Summit Daily letters: Appoint Gary Martinez as county commissioner | SummitDaily.com

Summit Daily letters: Appoint Gary Martinez as county commissioner

Appoint Gary Martinez as commissioner

The County Commissioner replacement process begins the 23rd. The process is a good one, especially with as many as 43 members of the Democratic Party making the decision. It is impressive that there are at least five applicants for the position.

First off, I am a registered independent. I care about who takes the commissioner’s seat because of each commissioner votes for whatever and wherever the item on their agenda is located in the county.

Looking at the list of candidates one stands out. Gary Martinez.

Over thirty years, I have actively worked within the county’s planning and zoning, open space, and environmental health departments. I had worked with Gary many times when he was the county manager and before that manager of the town of Breck.

He is always fair, gives excellent advice in procuring a positive outcome and simplifies seemingly complicated processes. Historical perspective, common sense and the ability to work with all the departments within the county is very important when considering who takes the seat.

1A passed. Now the hard work begins, committees that are addressing how to spend the funds and where to spend those precious dollars are going to need leadership and guidance to be successful, and frankly keep out of trouble. Gary has the knowledge and experience to act as one of the guides to do this right. No question.

I hope that the sitting commissioners support Gary. I wish I could vote, Gary would be my choice.

Eddie O’Brien

Silverthorne

A rebuttal to Susan Knopf’s immigration argument

Susan Knopf’s Jan. 17 column, “We can fund the government,” is interesting, but somewhat short on facts — at least presenting what Paul Harvey would say “the rest of the of the story.” Taking a quick look at some of her items here are additional facts that would be considered by an objective analysis.

(2) “There are no illegal aliens.” Wrong! Today is 2019. The U.S. throughout its history had developed and passed laws and rules. Today entering the U.S. without some type of entry “pass” is illegal. Coming over the border or over staying a visa is by its nature an illegal activity.

(3) Looking at this topic will yield an answer that states that generally 50 percent of illegals are either overstaying their visa or illegally entering the U.S. A toss up either way you look at it! There are a lot of illegals here and a lot more entering daily!
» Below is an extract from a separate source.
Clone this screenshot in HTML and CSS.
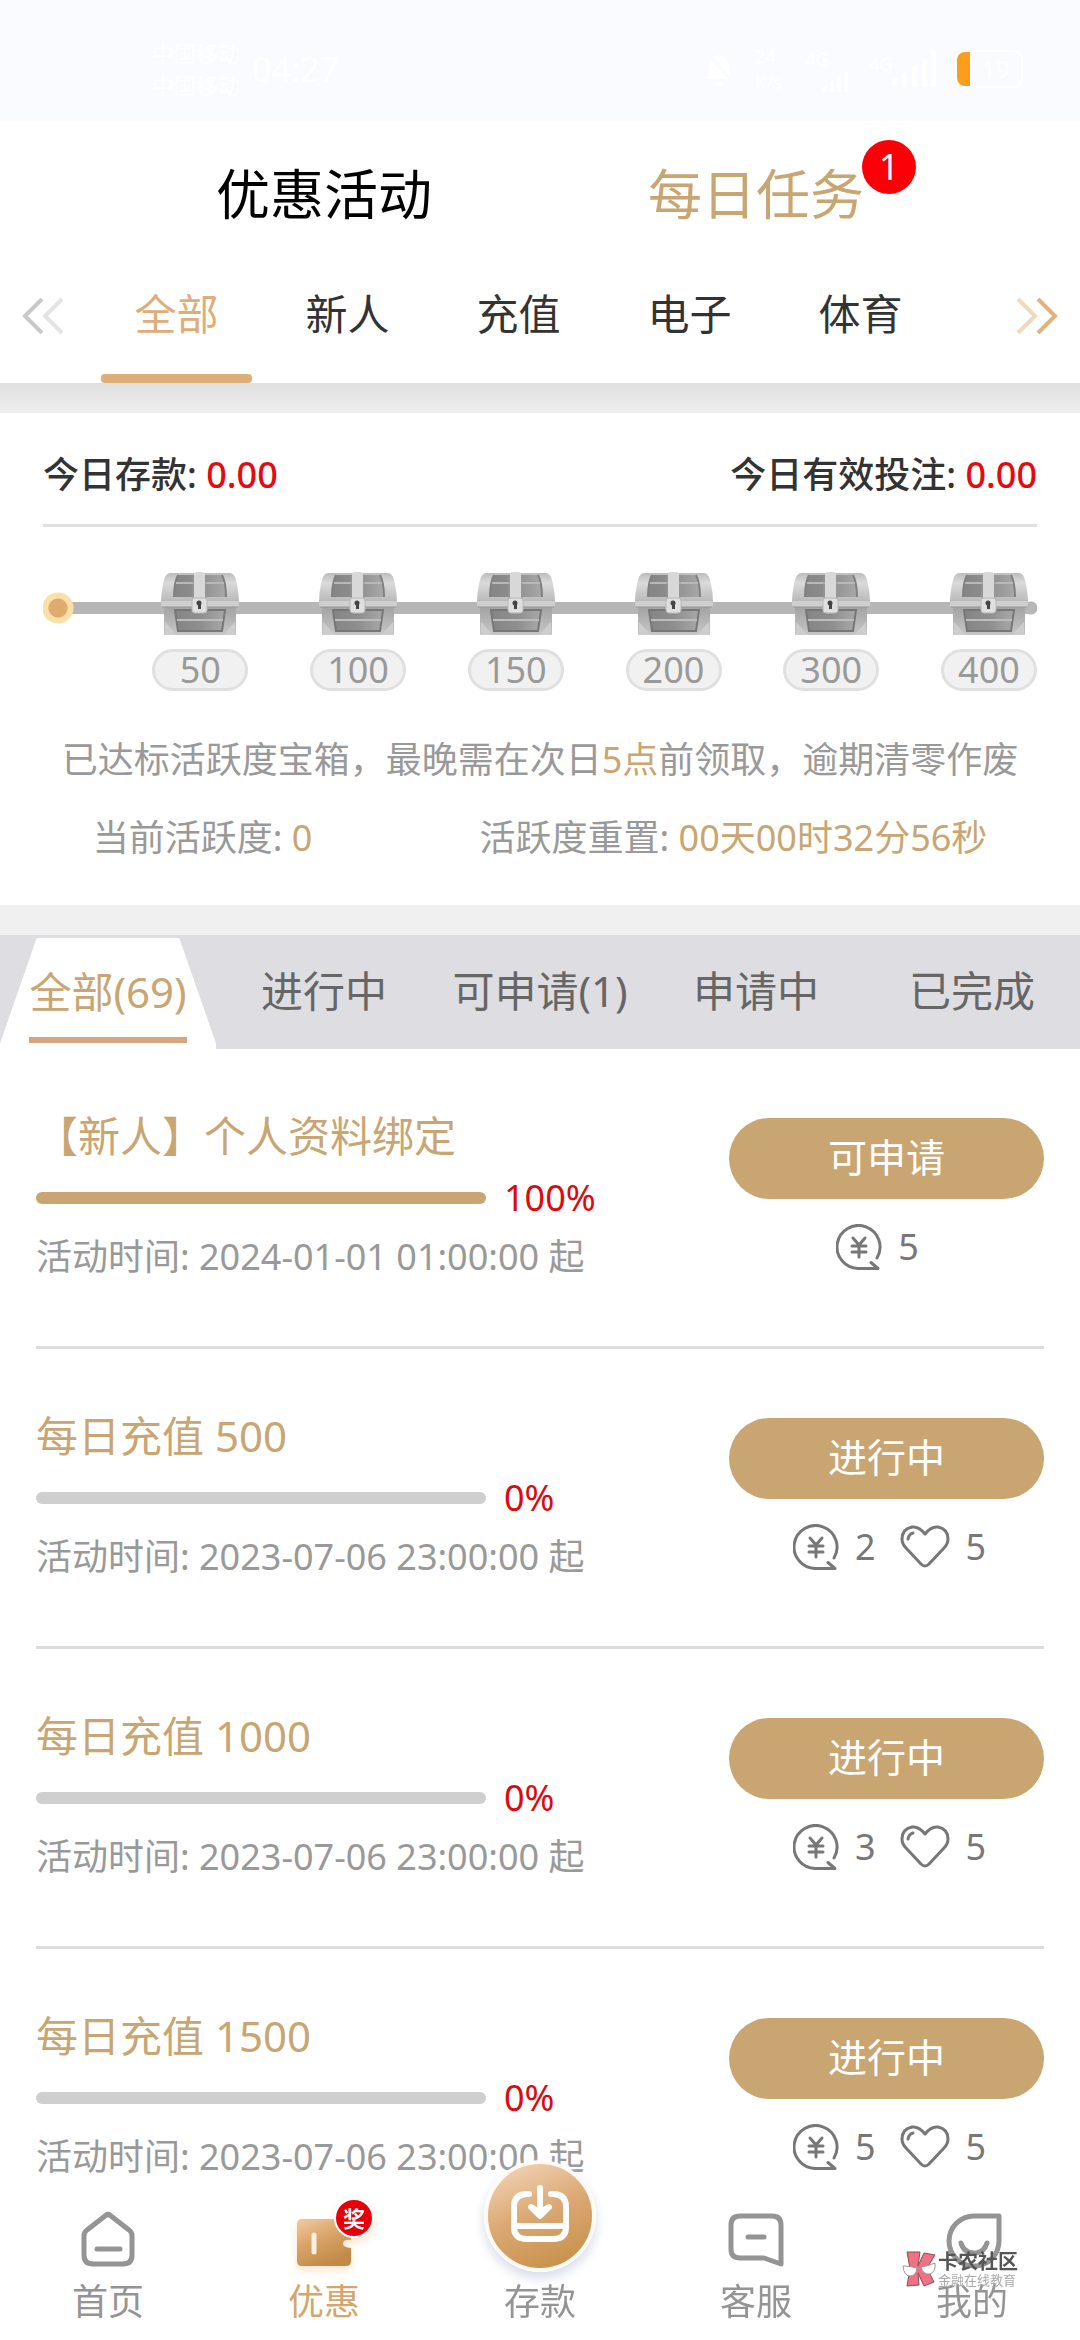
FILE: index.html
```html
<!DOCTYPE html>
<html lang="zh-CN">
<head>
<meta charset="utf-8">
<meta name="viewport" content="width=device-width, initial-scale=1">
<title>每日任务</title>
<link rel="stylesheet" href="styles.css">
</head>
<body>
<svg class="sprite" aria-hidden="true">
  <defs>
    <linearGradient id="metal" x1="0" y1="0" x2="0" y2="1"><stop offset="0" stop-color="#bdbdbd"/><stop offset=".35" stop-color="#dadada"/><stop offset="1" stop-color="#b8b8b8"/></linearGradient>
    <linearGradient id="wood" x1="0" y1="0" x2="1" y2="0"><stop offset="0" stop-color="#858585"/><stop offset=".5" stop-color="#8e8e8e"/><stop offset="1" stop-color="#a8a8a8"/></linearGradient>
    <linearGradient id="base" x1="0" y1="0" x2="0" y2="1"><stop offset="0" stop-color="#a2a2a2"/><stop offset="1" stop-color="#c6c6c6"/></linearGradient>
    <linearGradient id="gold" x1="0" y1="0" x2=".5" y2="1"><stop offset="0" stop-color="#f2cba3"/><stop offset=".5" stop-color="#d9a468"/><stop offset="1" stop-color="#c18a49"/></linearGradient>
    <linearGradient id="coin-gold" x1=".2" y1="0" x2=".6" y2="1"><stop offset="0" stop-color="#f3d4b8"/><stop offset=".5" stop-color="#dba874"/><stop offset="1" stop-color="#c8924c"/></linearGradient>
  </defs>
  <symbol id="chest" viewBox="0 0 78 64">
    <path d="M3 34H75V62Q75 63 74 63H4Q3 63 3 62Z" fill="url(#base)"/>
    <path d="M4 50L16 63H4ZM74 50L62 63H74Z" fill="#cdcdcd"/>
    <path d="M14 38H64L61 59H17Z" fill="url(#wood)"/>
    <path d="M14 38H64L61 59H17Z" fill="none" stroke="#777" stroke-width="2"/>
    <path d="M16 48H62" stroke="#bdbdbd" stroke-width="2"/>
    <path d="M9 1H69Q74 1 76 12Q78 21 78 30H0Q0 21 2 12Q4 1 9 1Z" fill="url(#metal)"/>
    <path d="M17 3H61Q65 11 65 25H13Q13 11 17 3Z" fill="url(#wood)"/>
    <path d="M17 3Q13 11 13 25M61 3Q65 11 65 25" stroke="#808080" stroke-width="2" fill="none"/>
    <path d="M15 11H63" stroke="#b8b8b8" stroke-width="2"/>
    <rect x="0" y="29" width="78" height="6" rx="2" fill="#cfcfcf"/>
    <path d="M1 35H77" stroke="#969696"/>
    <rect x="33" y="0" width="11" height="31" rx="3" fill="#d8d8d8"/>
    <path d="M32 4V26M45 4V26" stroke="#999"/>
    <rect x="31" y="26" width="15" height="15" rx="3" fill="#dfdfdf" stroke="#b8b8b8"/>
    <circle cx="38" cy="31" r="2.500" fill="#444"/><rect x="37" y="31" width="3" height="6" fill="#444"/>
  </symbol>
  <symbol id="coin" viewBox="0 0 46 46">
    <g fill="none" stroke="#777" stroke-width="3" stroke-linecap="round" stroke-linejoin="round">
      <path d="M41 34A21.500 21.500 0 1 0 23 44.500H42L35 38.500"/>
      <path d="M17 14L23 21L29 14M23 21V33M16 22H30M16 28H30"/>
    </g>
  </symbol>
  <symbol id="heart" viewBox="0 0 50 46">
    <g fill="none" stroke="#777" stroke-width="3" stroke-linecap="round" stroke-linejoin="round">
      <path d="M25 10Q19 2 12 3Q2 5 2 15Q2 20 6 24L21 40Q25 44 29 40L44 24Q48 20 48 15Q48 5 38 3Q31 2 25 10Z"/>
      <path d="M8 15Q9 10 13 9"/>
    </g>
  </symbol>
</svg>

<div class="status">
  <div class="status-left">
    <div class="carriers"><span>中国移动</span><span>中国移动</span></div>
    <span class="clock">04:27</span>
  </div>
  <div class="status-right">
    <svg width="36" height="38" viewBox="0 0 36 38" fill="#fff"><path d="M5 29Q8 24 8 17Q9 7 18 5Q27 7 28 17Q28 24 31 29ZM14 32H22Q20 36 18 36Q15 36 14 32Z"/><path d="M6 3L33 33" stroke="#fafbff" stroke-width="3"/></svg>
    <div class="speed"><span>24</span><span>K/s</span></div>
    <div class="signal"><span>4G</span><svg width="30" height="20" viewBox="0 0 30 20" fill="#fff"><path d="M2 14H6V20H2ZM9 10H13V20H9ZM16 5H20V20H16ZM23 0H27V20H23Z"/></svg></div>
    <div class="signal wide"><span>4G</span><svg width="44" height="36" viewBox="0 0 44 36" fill="#fff"><path d="M0 28H5V36H0ZM10 22H15V36H10ZM20 15H25V36H20ZM30 8H35V36H30ZM39 0H44V36H39Z"/></svg></div>
    <div class="battery"><span class="level"></span><span>19</span></div>
  </div>
</div>

<header class="header">
  <nav class="modes">
    <button class="mode" type="button">优惠活动</button>
    <button class="mode active" type="button">每日任务<span class="count">1</span></button>
  </nav>
  <div class="categories">
    <button class="arrow" type="button" aria-label="向左"><svg width="42" height="36" viewBox="0 0 42 36" fill="none" stroke-width="4"><path d="M20 1L3 18L20 35" stroke="#c8c8c8"/><path d="M40 1L23 18L40 35" stroke="#e4e4e4"/></svg></button>
    <div class="category-list">
      <button class="category active" type="button">全部</button>
      <button class="category" type="button">新人</button>
      <button class="category" type="button">充值</button>
      <button class="category" type="button">电子</button>
      <button class="category" type="button">体育</button>
    </div>
    <button class="arrow" type="button" aria-label="向右"><svg width="42" height="36" viewBox="0 0 42 36" fill="none" stroke-width="4"><path d="M2 1L19 18L2 35" stroke="#f2d9bd"/><path d="M22 1L39 18L22 35" stroke="#e3b27b"/></svg></button>
  </div>
</header>

<section class="activity">
  <div class="totals">
    <span>今日存款: <b>0.00</b></span>
    <span>今日有效投注: <b>0.00</b></span>
  </div>
  <div class="track">
    <ul class="chests">
      <li><svg class="chest"><use href="#chest"/></svg><span>50</span></li>
      <li><svg class="chest"><use href="#chest"/></svg><span>100</span></li>
      <li><svg class="chest"><use href="#chest"/></svg><span>150</span></li>
      <li><svg class="chest"><use href="#chest"/></svg><span>200</span></li>
      <li><svg class="chest"><use href="#chest"/></svg><span>300</span></li>
      <li><svg class="chest"><use href="#chest"/></svg><span>400</span></li>
    </ul>
  </div>
  <p class="hint">已达标活跃度宝箱，最晚需在次日<em>5点</em>前领取，逾期清零作废</p>
  <div class="facts">
    <span>当前活跃度: <em>0</em></span>
    <span>活跃度重置: <em>00天00时32分56秒</em></span>
  </div>
</section>

<nav class="filters">
  <button class="filter active" type="button"><span>全部(69)</span></button>
  <button class="filter" type="button">进行中</button>
  <button class="filter" type="button">可申请(1)</button>
  <button class="filter" type="button">申请中</button>
  <button class="filter" type="button">已完成</button>
</nav>

<main class="tasks">
  <article class="task">
    <div class="info">
      <h2>【新人】个人资料绑定</h2>
      <div class="progress"><progress max="100" value="100" aria-label="进度"></progress><span>100%</span></div>
      <p>活动时间: 2024-01-01 01:00:00 起</p>
    </div>
    <div class="side">
      <button class="action" type="button">可申请</button>
      <div class="rewards"><span class="reward money"><svg class="coin"><use href="#coin"/></svg>5</span></div>
    </div>
  </article>
  <article class="task">
    <div class="info">
      <h2>每日充值 500</h2>
      <div class="progress"><progress max="100" value="0" aria-label="进度"></progress><span>0%</span></div>
      <p>活动时间: 2023-07-06 23:00:00 起</p>
    </div>
    <div class="side">
      <button class="action" type="button">进行中</button>
      <div class="rewards"><span class="reward money"><svg class="coin"><use href="#coin"/></svg>2</span><span class="reward"><svg class="heart"><use href="#heart"/></svg>5</span></div>
    </div>
  </article>
  <article class="task">
    <div class="info">
      <h2>每日充值 1000</h2>
      <div class="progress"><progress max="100" value="0" aria-label="进度"></progress><span>0%</span></div>
      <p>活动时间: 2023-07-06 23:00:00 起</p>
    </div>
    <div class="side">
      <button class="action" type="button">进行中</button>
      <div class="rewards"><span class="reward money"><svg class="coin"><use href="#coin"/></svg>3</span><span class="reward"><svg class="heart"><use href="#heart"/></svg>5</span></div>
    </div>
  </article>
  <article class="task">
    <div class="info">
      <h2>每日充值 1500</h2>
      <div class="progress"><progress max="100" value="0" aria-label="进度"></progress><span>0%</span></div>
      <p>活动时间: 2023-07-06 23:00:00 起</p>
    </div>
    <div class="side">
      <button class="action" type="button">进行中</button>
      <div class="rewards"><span class="reward money"><svg class="coin"><use href="#coin"/></svg>5</span><span class="reward"><svg class="heart"><use href="#heart"/></svg>5</span></div>
    </div>
  </article>
</main>

<nav class="tabbar">
  <a class="tab" href="#home">
    <svg class="tab-icon" viewBox="0 0 60 60" fill="none" stroke="#949494" stroke-width="5" stroke-linecap="round" stroke-linejoin="round"><path d="M27 6Q30 3 33 6L51 20Q54 22 54 26V45Q54 54 45 54H15Q6 54 6 45V26Q6 22 9 20Z"/><path d="M19 39H42"/></svg>
    <span>首页</span>
  </a>
  <a class="tab active" href="#promo">
    <span class="promo">
      <svg class="tab-icon" viewBox="0 0 60 60"><path d="M8 9H52Q57 9 57 14V30Q49 29 49 34Q49 37 57 38V51Q57 56 52 56H8Q3 56 3 51V14Q3 9 8 9Z" fill="url(#gold)"/><path d="M20 25V42" stroke="#fdf0e2" stroke-width="5" stroke-linecap="round"/></svg>
      <span class="prize">奖</span>
    </span>
    <span>优惠</span>
  </a>
  <a class="tab" href="#deposit">
    <span class="tab-icon"><svg class="deposit" viewBox="0 0 112 112"><circle cx="56" cy="56" r="54" fill="url(#coin-gold)" stroke="#fffaf4" stroke-width="4"/><g fill="none" stroke="#fff" stroke-width="6" stroke-linecap="round" stroke-linejoin="round"><path d="M45 34H43Q30 34 30 47V67Q30 79 43 79H69Q82 79 82 67V47Q82 34 69 34H67M30 66H82M56 28V54"/><path d="M47 47L56 56L65 47L56 52Z" fill="#fff"/></g></svg></span>
    <span>存款</span>
  </a>
  <a class="tab" href="#service">
    <svg class="tab-icon" viewBox="0 0 60 60" fill="none" stroke="#949494" stroke-width="5" stroke-linecap="round" stroke-linejoin="round"><path d="M14 6H46Q55 6 55 15V54L38 48H14Q5 48 5 39V15Q5 6 14 6Z"/><path d="M22 27H38"/></svg>
    <span>客服</span>
  </a>
  <a class="tab" href="#me">
    <svg class="tab-icon" viewBox="0 0 60 60" fill="none" stroke="#949494" stroke-width="5" stroke-linecap="round" stroke-linejoin="round"><path d="M57 6H32A25 25 0 1 0 57 31Z"/><path d="M19 33Q22 43 32 43Q42 43 45 33"/></svg>
    <span>我的</span>
  </a>
  <div class="watermark">
    <svg width="34" height="36" viewBox="0 0 34 36"><g fill="#ee7283" stroke="#8a4a52"><path d="M5 1H18L16 15L22 2L33 4L25 17L32 31L22 35L16 22L17 34L5 35L8 18Z"/></g><g fill="#fff" stroke="#999"><path d="M1 15Q8 15 15 17Q14 25 8 25Q2 25 1 15Z"/><path d="M19 16Q26 15 33 12Q34 21 28 23Q21 24 19 16Z"/></g></svg>
    <div><strong>卡农社区</strong><small>金融在线教育</small></div>
  </div>
</nav>
</body>
</html>
```

FILE: styles.css
```css
* { box-sizing: border-box; }

body {
  margin: 0;
  min-height: 100vh;
  padding-bottom: 90px;
  background: #fff;
  color: #333;
  font-family: "Noto Sans", "Noto Sans CJK SC", sans-serif;
  font-size: 36px;
  line-height: 42px;
}

button {
  margin: 0;
  padding: 0;
  border: 0;
  background: none;
  color: inherit;
  font: inherit;
}

svg { display: block; }
em { color: #c9a571; font-style: normal; }
.sprite { position: absolute; width: 0; height: 0; }

/* status bar */
.status {
  display: flex;
  justify-content: space-between;
  align-items: center;
  height: 121px;
  padding: 16px 57px 0 152px;
  background: #fafbff;
  color: #fff;
}
.status-left { display: flex; align-items: center; gap: 12px; }
.carriers { display: flex; flex-direction: column; font-size: 22px; line-height: 32px; }
.clock { font-size: 34px; }
.status-right { display: flex; align-items: center; gap: 18px; }
.speed, .signal { display: flex; flex-direction: column; font-size: 18px; line-height: 26px; }
.speed { width: 32px; }
.signal { width: 46px; }
.signal svg { align-self: flex-end; }
.signal.wide { width: 68px; flex-direction: row; }
.battery {
  display: flex;
  align-items: center;
  gap: 12px;
  width: 68px;
  height: 38px;
  overflow: hidden;
  border: 2px solid #fff;
  border-radius: 10px;
  font-size: 24px;
}
.level { width: 13px; height: 34px; background: #fc9d1c; }

/* header */
.modes { display: flex; padding: 31px 10% 0; }
.mode { flex: 1; font-size: 54px; line-height: 84px; color: #000; }
.mode.active { position: relative; color: #c9a571; }
.count {
  position: absolute;
  top: -12px;
  right: 56px;
  width: 54px;
  height: 54px;
  border-radius: 50%;
  background: #fb0007;
  color: #fff;
  font-size: 36px;
  line-height: 54px;
}
.categories { display: flex; justify-content: space-between; padding: 33px 22px 0; }
.arrow { height: 94px; }
.category-list { display: flex; flex: 1; max-width: 855px; margin-right: 47px; margin-left: 4px; }
.category {
  position: relative;
  flex: 1;
  height: 114px;
  padding-bottom: 24px;
  font-size: 42px;
}
.category.active { color: #dfae78; }
.category.active::after {
  content: "";
  position: absolute;
  right: 10px;
  bottom: 0;
  left: 10px;
  height: 9px;
  border-radius: 4px;
  background: #dfae78;
}
.header::after {
  content: "";
  display: block;
  height: 30px;
  background: linear-gradient(#e0e0e0, #eee);
}

/* activity panel */
.activity {
  padding: 41px 43px 45px;
  border-bottom: 30px solid #f0f0f0;
}
.totals {
  display: flex;
  justify-content: space-between;
  padding-bottom: 28px;
  border-bottom: 3px solid #e0e0e0;
  font-weight: 500;
}
.totals b { color: #e30b12; font-weight: 500; }
.track {
  display: flex;
  justify-content: flex-end;
  margin-top: 45px;
  background:
    radial-gradient(circle at 15px 36px, #e0aa70 9px, #fae0a6 10px, #fae0a6 15px, transparent 16px),
    linear-gradient(#b6b6b6, #b6b6b6) 15px 30px / calc(100% - 21px) 12px no-repeat,
    radial-gradient(circle at calc(100% - 6px) 36px, #b6b6b6 6px, transparent 7px);
}
.chests {
  display: flex;
  justify-content: space-between;
  width: 89%;
  margin: 0;
  padding: 0;
  list-style: none;
}
.chests li { display: flex; flex-direction: column; align-items: center; gap: 13px; }
.chest { width: 78px; height: 64px; }
.chests span {
  width: 96px;
  height: 42px;
  border: 3px solid #e0e0e0;
  border-radius: 21px;
  background: #f1f1f1;
  color: #999;
  line-height: 36px;
  text-align: center;
}
.hint { margin: 48px -20px 0; color: #999; text-align: center; }
.facts { display: flex; justify-content: space-around; margin: 36px -34px 1px; color: #999; }

/* status filters */
.filters { display: flex; background: #dedde2; padding-top: 3px; }
.filter { flex: 1; height: 111px; padding-bottom: 6px; font-size: 42px; color: #666; white-space: nowrap; }
.filter.active {
  padding: 6px 0 0;
  background: #fff;
  clip-path: polygon(17% 0, 83% 0, 100% 95%, 100% 100%, 0 100%, 0 95%);
  color: #c9a571;
}
.filter.active span {
  display: inline-block;
  padding: 20px 0 24px;
  border-bottom: 6px solid #d6a67f;
}

/* task list */
.tasks { padding: 0 36px; }
.task {
  display: flex;
  justify-content: space-between;
  height: 300px;
  border-bottom: 3px solid #ddd;
}
.info { display: flex; flex-direction: column; gap: 17px; padding-top: 63px; }
.info h2 { margin: 0; color: #c9a571; font-size: 42px; font-weight: 400; line-height: 48px; }
.info p { margin: 0; color: #999; }
.progress { display: flex; align-items: center; gap: 18px; color: #dc0a0f; }
progress {
  width: 450px;
  height: 12px;
  overflow: hidden;
  border: 0;
  border-radius: 6px;
  appearance: none;
}
progress::-webkit-progress-bar { background: #cfcfcf; }
progress::-webkit-progress-value { background: #c9a571; }
.side { display: flex; flex-direction: column; gap: 25px; width: 315px; padding-top: 69px; }
.action {
  height: 81px;
  padding-bottom: 3px;
  border-radius: 41px;
  background: #c9a571;
  color: #fff;
  font-size: 39px;
}
.rewards { display: flex; justify-content: center; padding-left: 6px; color: #777; }
.reward { display: flex; align-items: center; gap: 16px; }
.money { margin-right: 24px; }
.coin { width: 46px; height: 46px; }
.heart { width: 50px; height: 46px; }

/* bottom tab bar */
.tabbar {
  position: fixed;
  right: 0;
  bottom: 0;
  left: 0;
  display: flex;
  background: #fff;
}
.tab {
  display: flex;
  flex: 1;
  flex-direction: column;
  align-items: center;
  gap: 8px;
  padding: 26px 0 14px;
  color: #949494;
  line-height: 48px;
  text-decoration: none;
}
.tab.active { color: #d3a66d; }
.tab-icon { width: 60px; height: 60px; }
.promo { position: relative; filter: drop-shadow(0 4px 4px #fbe3cc); }
.prize {
  position: absolute;
  top: -12px;
  right: -20px;
  width: 40px;
  height: 40px;
  border: 2px solid #fff;
  border-radius: 50%;
  background: #e60009;
  color: #fff;
  font-size: 22px;
  font-weight: 700;
  line-height: 36px;
  text-align: center;
}
.deposit {
  width: 112px;
  height: 112px;
  margin: -50px 0 0 -26px;
  border-radius: 50%;
  box-shadow: 0 6px 12px #d8dcea;
}
.watermark {
  position: absolute;
  right: 62px;
  bottom: 53px;
  display: flex;
  gap: 2px;
}
.watermark div { display: flex; flex-direction: column; }
.watermark strong { color: #555; font-size: 20px; line-height: 22px; }
.watermark small { color: #aaa; font-size: 13px; line-height: 14px; }
```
(4) We cannot continually “nation build.” We haven’t been that successful in the past. How do we try get rid of those dishonest foreign leaders? And who is to say that we always have the correct answers. It has been proven time and time again that giving money to a country usually funnels into some bad guy’s bank account.

(5) A Cato Institute analysis shows that, if stopping drug smuggling is the goal, a border wall is about the worst possible investment. However, marijuana smuggling, was their focus and since it is legal in many of our states this is a minor consideration. Logically, I would suggest that an added benefit of a wall is that it would slow down at least the flow of drugs into the U.S. Anything will help!

(6) Jobs. Good versus bad! It is a tossup about jobs. Sure, we can use labor in some sectors, but the real question, from a tax payers’ point of view, is the cost of illegals. It is estimated that illegals have a net cost of $115 billion or $2,746 per illegal alien, per year. You and I as U.S. taxpayers are paying this bill. Can we use that money better that paying for illegals? We could work on the plight of veterans, or our own homeless, or our own drug folks.

(7) Crime. Does it really mater the rate of crime between U.S. citizens, illegals and legal immigrants. Crime is crime! Why import more crime? There is no reason to measure with micrometers the rate of crime and compare the statistics! Entering the U.S. without some type of permission is illegal!

(8) “The NBPC’s survey, of more than 600 agents in two of the Border Patrol’s busiest sectors, found just the opposite: A stunning 89 percent of line agents say a wall system in strategic locations is necessary to securing the border.” Just 7 percent disagreed.

Note: NBPC: The National Border Patrol Council is a labor union established in 1967 that represents agents and support staff on the United States Border Patrol

My analysis may or may not be absolutely accurate but it does present another view on the topic of a wall. But Susan Knopf’s statements are no more accurate than mine. Her analysis is ”her” analysis — not necessarily factual.